• **Aim**:
Go through the material and write it all out exactly, minus the pictures.

• **Data segment**:
-- BEGIN --

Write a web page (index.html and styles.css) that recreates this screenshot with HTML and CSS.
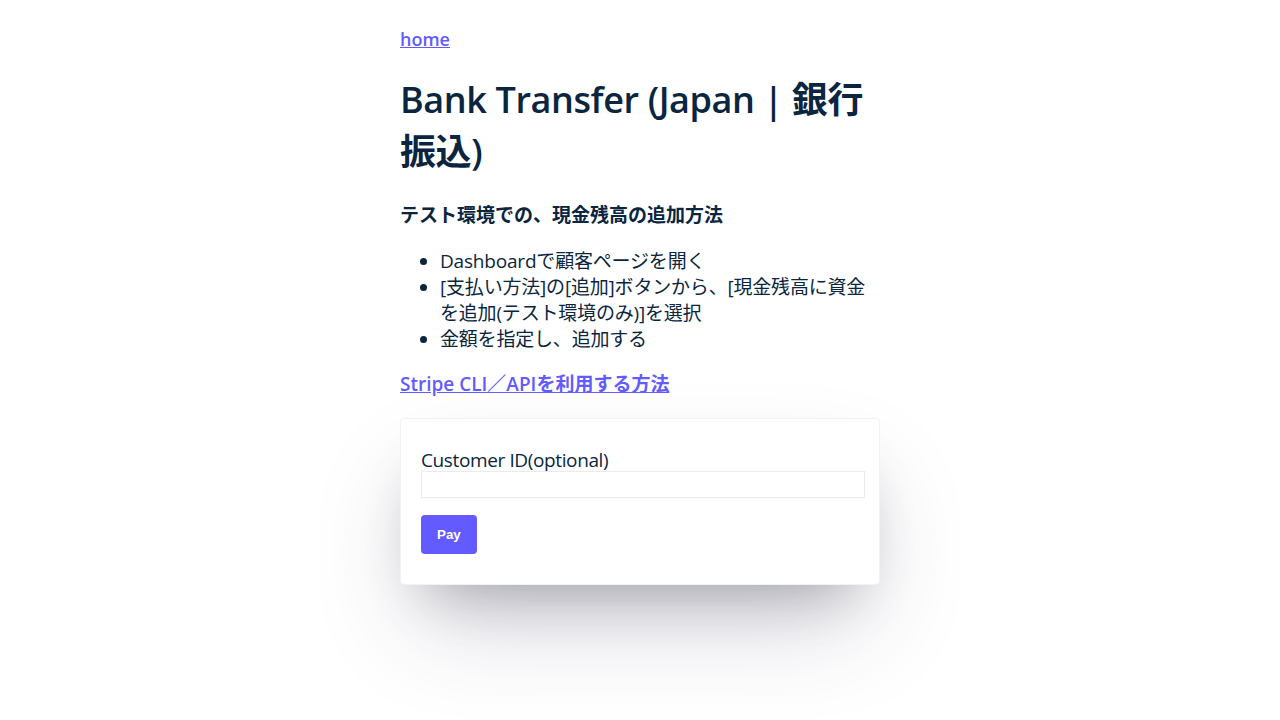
FILE: index.html
```html
<!DOCTYPE html>
<html lang="ja">
<head>
<meta charset="utf-8">
<title>Bank Transfer (Japan | 銀行振込)</title>
<link rel="stylesheet" href="styles.css">
</head>
<body>
<main class="page">
  <a class="link home" href="#">home</a>
  <h1 class="title">Bank Transfer (Japan | 銀行振込)</h1>
  <h3 class="subtitle">テスト環境での、現金残高の追加方法</h3>
  <ul class="steps">
    <li>Dashboardで顧客ページを開く</li>
    <li>[支払い方法]の[追加]ボタンから、[現金残高に資金を追加(テスト環境のみ)]を選択</li>
    <li>金額を指定し、追加する</li>
  </ul>
  <p class="more"><a class="link" href="#">Stripe CLI／APIを利用する方法</a></p>
  <form class="card">
    <label class="field-label" for="customer">Customer ID(optional)</label>
    <input class="field-input" id="customer" type="text">
    <button class="pay" type="button">Pay</button>
  </form>
</main>
</body>
</html>
```
FILE: styles.css
```css
html, body {
  margin: 0;
  padding: 0;
  background: #ffffff;
}

body {
  min-height: 100vh;
  font-family: "Open Sans", "Noto Sans CJK JP", sans-serif;
  color: #0a2540;
  font-size: 19px;
  line-height: 26px;
}

.page {
  width: 480px;
  margin: 0 auto;
  padding: 28px 0 140px;
}

.link {
  color: #635bff;
  text-decoration: underline;
  font-weight: 600;
}

.home {
  display: block;
  width: max-content;
  font-size: 18px;
  line-height: 22px;
}

.title {
  font-size: 36px;
  line-height: 52px;
  font-weight: 600;
  letter-spacing: -0.4px;
  margin: 24px 0 24px;
}

.subtitle {
  font-size: 19px;
  line-height: 27px;
  font-weight: 700;
  margin: 0 0 19px;
}

.steps {
  margin: 0 0 19px;
  padding-left: 40px;
}

.steps li {
  letter-spacing: -0.01em;
}

.more {
  margin: 0 0 21px;
}

.card {
  display: flex;
  flex-direction: column;
  align-items: flex-start;
  padding: 30px 20px;
  border: 1px solid #f2f2f4;
  border-radius: 4px;
  background: #ffffff;
  box-shadow: 0 50px 100px -20px rgba(50, 50, 93, 0.25), 0 30px 60px -30px rgba(0, 0, 0, 0.3);
}

.field-label {
  display: block;
  line-height: 22px;
  letter-spacing: -0.02em;
}

.field-input {
  width: 100%;
  height: 21px;
  padding: 2px;
  border: 1px solid #e9ebee;
  border-radius: 0;
  font: inherit;
  margin: 0;
  outline: none;
}

.pay {
  margin-top: 17px;
  padding: 12px 16px;
  border: 0;
  border-radius: 4px;
  background: #635bff;
  color: #ffffff;
  font-family: "Liberation Sans", Arial, sans-serif;
  font-size: 13.33px;
  font-weight: 700;
  line-height: 15px;
}
```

-- END --

• **Solution to this task**:
Write a web page (index.html and styles.css) that recreates this screenshot with HTML and CSS.
FILE: index.html
```html
<!DOCTYPE html>
<html lang="ja">
<head>
<meta charset="utf-8">
<title>Bank Transfer (Japan | 銀行振込)</title>
<link rel="stylesheet" href="styles.css">
</head>
<body>
<main class="page">
  <a class="link home" href="#">home</a>
  <h1 class="title">Bank Transfer (Japan | 銀行振込)</h1>
  <h3 class="subtitle">テスト環境での、現金残高の追加方法</h3>
  <ul class="steps">
    <li>Dashboardで顧客ページを開く</li>
    <li>[支払い方法]の[追加]ボタンから、[現金残高に資金を追加(テスト環境のみ)]を選択</li>
    <li>金額を指定し、追加する</li>
  </ul>
  <p class="more"><a class="link" href="#">Stripe CLI／APIを利用する方法</a></p>
  <form class="card">
    <label class="field-label" for="customer">Customer ID(optional)</label>
    <input class="field-input" id="customer" type="text">
    <button class="pay" type="button">Pay</button>
  </form>
</main>
</body>
</html>
```
FILE: styles.css
```css
html, body {
  margin: 0;
  padding: 0;
  background: #ffffff;
}

body {
  min-height: 100vh;
  font-family: "Open Sans", "Noto Sans CJK JP", sans-serif;
  color: #0a2540;
  font-size: 19px;
  line-height: 26px;
}

.page {
  width: 480px;
  margin: 0 auto;
  padding: 28px 0 140px;
}

.link {
  color: #635bff;
  text-decoration: underline;
  font-weight: 600;
}

.home {
  display: block;
  width: max-content;
  font-size: 18px;
  line-height: 22px;
}

.title {
  font-size: 36px;
  line-height: 52px;
  font-weight: 600;
  letter-spacing: -0.4px;
  margin: 24px 0 24px;
}

.subtitle {
  font-size: 19px;
  line-height: 27px;
  font-weight: 700;
  margin: 0 0 19px;
}

.steps {
  margin: 0 0 19px;
  padding-left: 40px;
}

.steps li {
  letter-spacing: -0.01em;
}

.more {
  margin: 0 0 21px;
}

.card {
  display: flex;
  flex-direction: column;
  align-items: flex-start;
  padding: 30px 20px;
  border: 1px solid #f2f2f4;
  border-radius: 4px;
  background: #ffffff;
  box-shadow: 0 50px 100px -20px rgba(50, 50, 93, 0.25), 0 30px 60px -30px rgba(0, 0, 0, 0.3);
}

.field-label {
  display: block;
  line-height: 22px;
  letter-spacing: -0.02em;
}

.field-input {
  width: 100%;
  height: 21px;
  padding: 2px;
  border: 1px solid #e9ebee;
  border-radius: 0;
  font: inherit;
  margin: 0;
  outline: none;
}

.pay {
  margin-top: 17px;
  padding: 12px 16px;
  border: 0;
  border-radius: 4px;
  background: #635bff;
  color: #ffffff;
  font-family: "Liberation Sans", Arial, sans-serif;
  font-size: 13.33px;
  font-weight: 700;
  line-height: 15px;
}
```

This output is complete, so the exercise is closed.